— START —

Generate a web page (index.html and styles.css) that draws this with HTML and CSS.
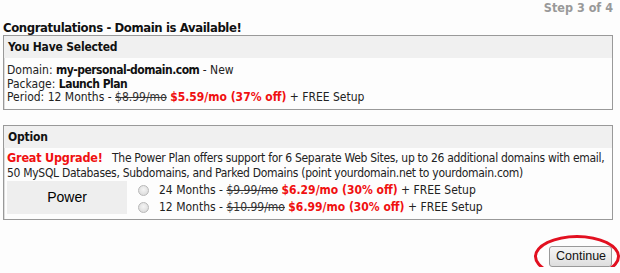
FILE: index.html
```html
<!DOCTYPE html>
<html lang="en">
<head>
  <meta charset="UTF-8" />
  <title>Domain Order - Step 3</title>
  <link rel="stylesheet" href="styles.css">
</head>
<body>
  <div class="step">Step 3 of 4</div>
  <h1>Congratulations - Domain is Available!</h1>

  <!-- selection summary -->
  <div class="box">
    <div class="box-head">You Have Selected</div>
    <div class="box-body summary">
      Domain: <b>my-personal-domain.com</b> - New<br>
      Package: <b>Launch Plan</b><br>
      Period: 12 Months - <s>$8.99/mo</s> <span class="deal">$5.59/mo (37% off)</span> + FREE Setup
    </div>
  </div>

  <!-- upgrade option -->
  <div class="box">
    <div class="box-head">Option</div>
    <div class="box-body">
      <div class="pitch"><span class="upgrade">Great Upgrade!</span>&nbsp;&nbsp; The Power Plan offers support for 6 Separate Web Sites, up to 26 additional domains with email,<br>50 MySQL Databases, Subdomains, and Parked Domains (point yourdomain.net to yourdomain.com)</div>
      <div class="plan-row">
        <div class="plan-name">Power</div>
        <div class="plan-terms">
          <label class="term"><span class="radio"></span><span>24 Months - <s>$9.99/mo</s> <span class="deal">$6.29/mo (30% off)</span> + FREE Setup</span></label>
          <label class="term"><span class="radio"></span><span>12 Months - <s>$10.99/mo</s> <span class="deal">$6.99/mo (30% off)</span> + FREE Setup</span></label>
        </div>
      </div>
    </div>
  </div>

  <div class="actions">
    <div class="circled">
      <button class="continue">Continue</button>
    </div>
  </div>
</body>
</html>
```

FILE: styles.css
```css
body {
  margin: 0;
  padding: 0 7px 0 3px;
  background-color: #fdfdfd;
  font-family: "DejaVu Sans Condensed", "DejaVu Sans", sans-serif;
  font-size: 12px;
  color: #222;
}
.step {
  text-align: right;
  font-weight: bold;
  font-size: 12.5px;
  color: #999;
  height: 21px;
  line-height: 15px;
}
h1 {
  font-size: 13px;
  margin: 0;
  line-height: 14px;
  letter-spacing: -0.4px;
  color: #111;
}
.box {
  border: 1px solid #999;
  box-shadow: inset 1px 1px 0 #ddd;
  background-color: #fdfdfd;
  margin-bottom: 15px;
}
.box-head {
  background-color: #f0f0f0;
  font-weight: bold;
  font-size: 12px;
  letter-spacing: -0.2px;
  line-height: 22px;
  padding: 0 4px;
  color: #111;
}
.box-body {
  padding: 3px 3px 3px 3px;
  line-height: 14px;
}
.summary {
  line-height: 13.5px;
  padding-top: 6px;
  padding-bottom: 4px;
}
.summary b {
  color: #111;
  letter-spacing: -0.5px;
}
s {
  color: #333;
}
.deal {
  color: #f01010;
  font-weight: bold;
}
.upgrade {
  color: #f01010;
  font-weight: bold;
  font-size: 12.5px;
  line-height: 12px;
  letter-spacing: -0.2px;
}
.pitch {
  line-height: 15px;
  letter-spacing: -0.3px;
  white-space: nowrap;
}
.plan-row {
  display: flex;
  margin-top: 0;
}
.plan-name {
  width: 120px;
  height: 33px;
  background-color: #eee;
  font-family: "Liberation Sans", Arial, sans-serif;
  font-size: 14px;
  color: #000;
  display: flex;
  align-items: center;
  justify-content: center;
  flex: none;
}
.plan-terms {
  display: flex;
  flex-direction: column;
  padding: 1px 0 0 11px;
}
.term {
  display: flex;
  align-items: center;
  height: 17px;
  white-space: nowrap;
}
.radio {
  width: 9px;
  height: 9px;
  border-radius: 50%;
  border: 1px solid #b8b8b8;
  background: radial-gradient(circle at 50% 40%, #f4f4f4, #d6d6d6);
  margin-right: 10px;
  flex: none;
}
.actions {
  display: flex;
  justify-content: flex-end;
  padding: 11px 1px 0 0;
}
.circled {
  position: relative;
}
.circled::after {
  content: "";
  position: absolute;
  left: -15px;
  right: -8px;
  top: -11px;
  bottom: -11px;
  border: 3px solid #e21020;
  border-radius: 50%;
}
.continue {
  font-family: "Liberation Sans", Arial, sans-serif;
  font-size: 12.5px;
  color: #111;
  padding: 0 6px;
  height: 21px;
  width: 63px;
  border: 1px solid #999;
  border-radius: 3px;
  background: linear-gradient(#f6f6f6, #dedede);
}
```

— END —

## [What the task asks]
Quote the data exactly, leaving every image out of the copy.

## [The response]
Generate a web page (index.html and styles.css) that draws this with HTML and CSS.
FILE: index.html
```html
<!DOCTYPE html>
<html lang="en">
<head>
  <meta charset="UTF-8" />
  <title>Domain Order - Step 3</title>
  <link rel="stylesheet" href="styles.css">
</head>
<body>
  <div class="step">Step 3 of 4</div>
  <h1>Congratulations - Domain is Available!</h1>

  <!-- selection summary -->
  <div class="box">
    <div class="box-head">You Have Selected</div>
    <div class="box-body summary">
      Domain: <b>my-personal-domain.com</b> - New<br>
      Package: <b>Launch Plan</b><br>
      Period: 12 Months - <s>$8.99/mo</s> <span class="deal">$5.59/mo (37% off)</span> + FREE Setup
    </div>
  </div>

  <!-- upgrade option -->
  <div class="box">
    <div class="box-head">Option</div>
    <div class="box-body">
      <div class="pitch"><span class="upgrade">Great Upgrade!</span>&nbsp;&nbsp; The Power Plan offers support for 6 Separate Web Sites, up to 26 additional domains with email,<br>50 MySQL Databases, Subdomains, and Parked Domains (point yourdomain.net to yourdomain.com)</div>
      <div class="plan-row">
        <div class="plan-name">Power</div>
        <div class="plan-terms">
          <label class="term"><span class="radio"></span><span>24 Months - <s>$9.99/mo</s> <span class="deal">$6.29/mo (30% off)</span> + FREE Setup</span></label>
          <label class="term"><span class="radio"></span><span>12 Months - <s>$10.99/mo</s> <span class="deal">$6.99/mo (30% off)</span> + FREE Setup</span></label>
        </div>
      </div>
    </div>
  </div>

  <div class="actions">
    <div class="circled">
      <button class="continue">Continue</button>
    </div>
  </div>
</body>
</html>
```

FILE: styles.css
```css
body {
  margin: 0;
  padding: 0 7px 0 3px;
  background-color: #fdfdfd;
  font-family: "DejaVu Sans Condensed", "DejaVu Sans", sans-serif;
  font-size: 12px;
  color: #222;
}
.step {
  text-align: right;
  font-weight: bold;
  font-size: 12.5px;
  color: #999;
  height: 21px;
  line-height: 15px;
}
h1 {
  font-size: 13px;
  margin: 0;
  line-height: 14px;
  letter-spacing: -0.4px;
  color: #111;
}
.box {
  border: 1px solid #999;
  box-shadow: inset 1px 1px 0 #ddd;
  background-color: #fdfdfd;
  margin-bottom: 15px;
}
.box-head {
  background-color: #f0f0f0;
  font-weight: bold;
  font-size: 12px;
  letter-spacing: -0.2px;
  line-height: 22px;
  padding: 0 4px;
  color: #111;
}
.box-body {
  padding: 3px 3px 3px 3px;
  line-height: 14px;
}
.summary {
  line-height: 13.5px;
  padding-top: 6px;
  padding-bottom: 4px;
}
.summary b {
  color: #111;
  letter-spacing: -0.5px;
}
s {
  color: #333;
}
.deal {
  color: #f01010;
  font-weight: bold;
}
.upgrade {
  color: #f01010;
  font-weight: bold;
  font-size: 12.5px;
  line-height: 12px;
  letter-spacing: -0.2px;
}
.pitch {
  line-height: 15px;
  letter-spacing: -0.3px;
  white-space: nowrap;
}
.plan-row {
  display: flex;
  margin-top: 0;
}
.plan-name {
  width: 120px;
  height: 33px;
  background-color: #eee;
  font-family: "Liberation Sans", Arial, sans-serif;
  font-size: 14px;
  color: #000;
  display: flex;
  align-items: center;
  justify-content: center;
  flex: none;
}
.plan-terms {
  display: flex;
  flex-direction: column;
  padding: 1px 0 0 11px;
}
.term {
  display: flex;
  align-items: center;
  height: 17px;
  white-space: nowrap;
}
.radio {
  width: 9px;
  height: 9px;
  border-radius: 50%;
  border: 1px solid #b8b8b8;
  background: radial-gradient(circle at 50% 40%, #f4f4f4, #d6d6d6);
  margin-right: 10px;
  flex: none;
}
.actions {
  display: flex;
  justify-content: flex-end;
  padding: 11px 1px 0 0;
}
.circled {
  position: relative;
}
.circled::after {
  content: "";
  position: absolute;
  left: -15px;
  right: -8px;
  top: -11px;
  bottom: -11px;
  border: 3px solid #e21020;
  border-radius: 50%;
}
.continue {
  font-family: "Liberation Sans", Arial, sans-serif;
  font-size: 12.5px;
  color: #111;
  padding: 0 6px;
  height: 21px;
  width: 63px;
  border: 1px solid #999;
  border-radius: 3px;
  background: linear-gradient(#f6f6f6, #dedede);
}
```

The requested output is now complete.